- What the task requires
Exactly as written, quote every line that follows, skipping the images.

- Material
───
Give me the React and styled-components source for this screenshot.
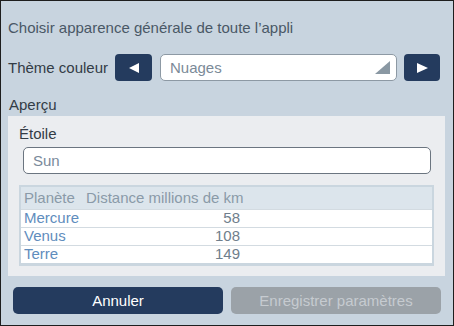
import React from 'react';
import styled, { createGlobalStyle } from 'styled-components';

const GlobalStyle = createGlobalStyle`
  html, body {
    margin: 0;
    padding: 0;
  }
  body {
    font-family: "Liberation Sans", Arial, sans-serif;
    font-size: 15px;
  }
  * {
    box-sizing: border-box;
  }
`;

const Frame = styled.div`
  width: 454px;
  height: 326px;
  border: 1px solid #1e1e1e;
  background-color: #c8d4df;
  padding: 0 8px 0 7px;
  display: flex;
  flex-direction: column;
  color: #333c46;
`;

const Title = styled.div`
  margin-top: 18px;
  line-height: 18px;
  color: #4a5866;
`;

const ThemeRow = styled.div`
  display: flex;
  align-items: center;
  height: 27px;
  margin-top: 17px;
`;

const Label = styled.div`
  line-height: 16px;
  width: ${(p) => p.width || 'auto'};
  flex-shrink: 0;
`;

const ArrowButton = styled.button`
  width: ${(p) => p.width}px;
  height: 27px;
  border: none;
  border-radius: 4px;
  background-color: #243b5e;
  display: flex;
  align-items: center;
  justify-content: center;
  padding: 0;
  margin-left: ${(p) => p.gap}px;
  flex-shrink: 0;
  cursor: pointer;
`;

const Select = styled.div`
  width: 237px;
  height: 27px;
  margin-left: 8px;
  background-color: #fff;
  border: 1px solid #8d99a4;
  border-radius: 5px;
  display: flex;
  align-items: center;
  justify-content: space-between;
  padding: 0 6px 0 9px;
  color: #7b8a98;
`;

const SectionLabel = styled.div`
  margin-top: 16px;
  line-height: 16px;
  padding-left: 1px;
`;

const Panel = styled.div`
  margin-top: 3px;
  height: 160px;
  background-color: #ebedf0;
  padding: 10px 11px 0 11px;
  display: flex;
  flex-direction: column;
`;

const TextInput = styled.div`
  height: 27px;
  margin: 5px 3px 0 4px;
  background-color: #fff;
  border: 1px solid #6b7580;
  border-radius: 5px;
  padding-left: 9px;
  display: flex;
  align-items: center;
  color: #7a8a9a;
`;

const TableBox = styled.div`
  margin-top: 11px;
  border: 2px solid #cad6df;
  border-bottom-width: 3px;
  background-color: #fff;
`;

const Table = styled.table`
  width: 100%;
  border-collapse: collapse;
  table-layout: fixed;
  font-size: 15px;
`;

const HeadCell = styled.th`
  height: 22px;
  padding: ${(p) => (p.first ? '0 0 0 3px' : '0 4px')};
  background-color: #dce5ec;
  color: #8a9aa8;
  font-weight: normal;
  text-align: left;
  white-space: nowrap;
`;

const Cell = styled.td`
  height: 18px;
  padding: ${(p) => (p.first ? '0 0 0 3px' : '0 4px')};
  border-top: 1px solid #d3dbe1;
  line-height: 16px;
  color: ${(p) => (p.first ? '#5f8dbd' : '#6f7e8c')};
  text-align: ${(p) => (p.first ? 'left' : 'right')};
`;

const Footer = styled.div`
  display: flex;
  gap: 8px;
  margin-top: 11px;
  padding: 0 4px 0 5px;
`;

const FooterButton = styled.button`
  flex: 1;
  height: 27px;
  border: none;
  border-radius: 5px;
  font-family: inherit;
  font-size: 15px;
  background-color: ${(p) => (p.disabled ? '#9ba2a8' : '#243b5e')};
  color: ${(p) => (p.disabled ? '#c6cbd0' : '#ffffff')};
  cursor: ${(p) => (p.disabled ? 'default' : 'pointer')};
`;

const planets = [
  { name: 'Mercure', distance: 58 },
  { name: 'Venus', distance: 108 },
  { name: 'Terre', distance: 149 },
];

function Triangle({ dir }) {
  const points = dir === 'left' ? '10,0 10,10 0,5' : '0,0 0,10 11,5';
  return (
    <svg width={dir === 'left' ? 10 : 11} height="10" viewBox={dir === 'left' ? '0 0 10 10' : '0 0 11 10'}>
      <polygon points={points} fill="#fff" />
    </svg>
  );
}

export default function App() {
  return (
    <>
      <GlobalStyle />
      <Frame>
        <Title>Choisir apparence générale de toute l’appli</Title>
        <ThemeRow>
          <Label width="107px">Thème couleur</Label>
          <ArrowButton width={37} gap={0}>
            <Triangle dir="left" />
          </ArrowButton>
          <Select>
            <span>Nuages</span>
            <svg width="15" height="13" viewBox="0 0 15 13">
              <polygon points="15,0 15,13 0,13" fill="#8a98a3" />
            </svg>
          </Select>
          <ArrowButton width={36} gap={7}>
            <Triangle dir="right" />
          </ArrowButton>
        </ThemeRow>
        <SectionLabel>Aperçu</SectionLabel>
        <Panel>
          <Label>Étoile</Label>
          <TextInput>Sun</TextInput>
          <TableBox>
            <Table>
              <colgroup>
                <col style={{ width: 61 }} />
                <col style={{ width: 162 }} />
                <col />
              </colgroup>
              <thead>
                <tr>
                  <HeadCell first>Planète</HeadCell>
                  <HeadCell>Distance millions de km</HeadCell>
                  <HeadCell />
                </tr>
              </thead>
              <tbody>
                {planets.map((p) => (
                  <tr key={p.name}>
                    <Cell first>{p.name}</Cell>
                    <Cell>{p.distance}</Cell>
                    <Cell />
                  </tr>
                ))}
              </tbody>
            </Table>
          </TableBox>
        </Panel>
        <Footer>
          <FooterButton>Annuler</FooterButton>
          <FooterButton disabled>Enregistrer paramètres</FooterButton>
        </Footer>
      </Frame>
    </>
  );
}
───
- Exercise result
Give me the React and styled-components source for this screenshot.
import React from 'react';
import styled, { createGlobalStyle } from 'styled-components';

const GlobalStyle = createGlobalStyle`
  html, body {
    margin: 0;
    padding: 0;
  }
  body {
    font-family: "Liberation Sans", Arial, sans-serif;
    font-size: 15px;
  }
  * {
    box-sizing: border-box;
  }
`;

const Frame = styled.div`
  width: 454px;
  height: 326px;
  border: 1px solid #1e1e1e;
  background-color: #c8d4df;
  padding: 0 8px 0 7px;
  display: flex;
  flex-direction: column;
  color: #333c46;
`;

const Title = styled.div`
  margin-top: 18px;
  line-height: 18px;
  color: #4a5866;
`;

const ThemeRow = styled.div`
  display: flex;
  align-items: center;
  height: 27px;
  margin-top: 17px;
`;

const Label = styled.div`
  line-height: 16px;
  width: ${(p) => p.width || 'auto'};
  flex-shrink: 0;
`;

const ArrowButton = styled.button`
  width: ${(p) => p.width}px;
  height: 27px;
  border: none;
  border-radius: 4px;
  background-color: #243b5e;
  display: flex;
  align-items: center;
  justify-content: center;
  padding: 0;
  margin-left: ${(p) => p.gap}px;
  flex-shrink: 0;
  cursor: pointer;
`;

const Select = styled.div`
  width: 237px;
  height: 27px;
  margin-left: 8px;
  background-color: #fff;
  border: 1px solid #8d99a4;
  border-radius: 5px;
  display: flex;
  align-items: center;
  justify-content: space-between;
  padding: 0 6px 0 9px;
  color: #7b8a98;
`;

const SectionLabel = styled.div`
  margin-top: 16px;
  line-height: 16px;
  padding-left: 1px;
`;

const Panel = styled.div`
  margin-top: 3px;
  height: 160px;
  background-color: #ebedf0;
  padding: 10px 11px 0 11px;
  display: flex;
  flex-direction: column;
`;

const TextInput = styled.div`
  height: 27px;
  margin: 5px 3px 0 4px;
  background-color: #fff;
  border: 1px solid #6b7580;
  border-radius: 5px;
  padding-left: 9px;
  display: flex;
  align-items: center;
  color: #7a8a9a;
`;

const TableBox = styled.div`
  margin-top: 11px;
  border: 2px solid #cad6df;
  border-bottom-width: 3px;
  background-color: #fff;
`;

const Table = styled.table`
  width: 100%;
  border-collapse: collapse;
  table-layout: fixed;
  font-size: 15px;
`;

const HeadCell = styled.th`
  height: 22px;
  padding: ${(p) => (p.first ? '0 0 0 3px' : '0 4px')};
  background-color: #dce5ec;
  color: #8a9aa8;
  font-weight: normal;
  text-align: left;
  white-space: nowrap;
`;

const Cell = styled.td`
  height: 18px;
  padding: ${(p) => (p.first ? '0 0 0 3px' : '0 4px')};
  border-top: 1px solid #d3dbe1;
  line-height: 16px;
  color: ${(p) => (p.first ? '#5f8dbd' : '#6f7e8c')};
  text-align: ${(p) => (p.first ? 'left' : 'right')};
`;

const Footer = styled.div`
  display: flex;
  gap: 8px;
  margin-top: 11px;
  padding: 0 4px 0 5px;
`;

const FooterButton = styled.button`
  flex: 1;
  height: 27px;
  border: none;
  border-radius: 5px;
  font-family: inherit;
  font-size: 15px;
  background-color: ${(p) => (p.disabled ? '#9ba2a8' : '#243b5e')};
  color: ${(p) => (p.disabled ? '#c6cbd0' : '#ffffff')};
  cursor: ${(p) => (p.disabled ? 'default' : 'pointer')};
`;

const planets = [
  { name: 'Mercure', distance: 58 },
  { name: 'Venus', distance: 108 },
  { name: 'Terre', distance: 149 },
];

function Triangle({ dir }) {
  const points = dir === 'left' ? '10,0 10,10 0,5' : '0,0 0,10 11,5';
  return (
    <svg width={dir === 'left' ? 10 : 11} height="10" viewBox={dir === 'left' ? '0 0 10 10' : '0 0 11 10'}>
      <polygon points={points} fill="#fff" />
    </svg>
  );
}

export default function App() {
  return (
    <>
      <GlobalStyle />
      <Frame>
        <Title>Choisir apparence générale de toute l’appli</Title>
        <ThemeRow>
          <Label width="107px">Thème couleur</Label>
          <ArrowButton width={37} gap={0}>
            <Triangle dir="left" />
          </ArrowButton>
          <Select>
            <span>Nuages</span>
            <svg width="15" height="13" viewBox="0 0 15 13">
              <polygon points="15,0 15,13 0,13" fill="#8a98a3" />
            </svg>
          </Select>
          <ArrowButton width={36} gap={7}>
            <Triangle dir="right" />
          </ArrowButton>
        </ThemeRow>
        <SectionLabel>Aperçu</SectionLabel>
        <Panel>
          <Label>Étoile</Label>
          <TextInput>Sun</TextInput>
          <TableBox>
            <Table>
              <colgroup>
                <col style={{ width: 61 }} />
                <col style={{ width: 162 }} />
                <col />
              </colgroup>
              <thead>
                <tr>
                  <HeadCell first>Planète</HeadCell>
                  <HeadCell>Distance millions de km</HeadCell>
                  <HeadCell />
                </tr>
              </thead>
              <tbody>
                {planets.map((p) => (
                  <tr key={p.name}>
                    <Cell first>{p.name}</Cell>
                    <Cell>{p.distance}</Cell>
                    <Cell />
                  </tr>
                ))}
              </tbody>
            </Table>
          </TableBox>
        </Panel>
        <Footer>
          <FooterButton>Annuler</FooterButton>
          <FooterButton disabled>Enregistrer paramètres</FooterButton>
        </Footer>
      </Frame>
    </>
  );
}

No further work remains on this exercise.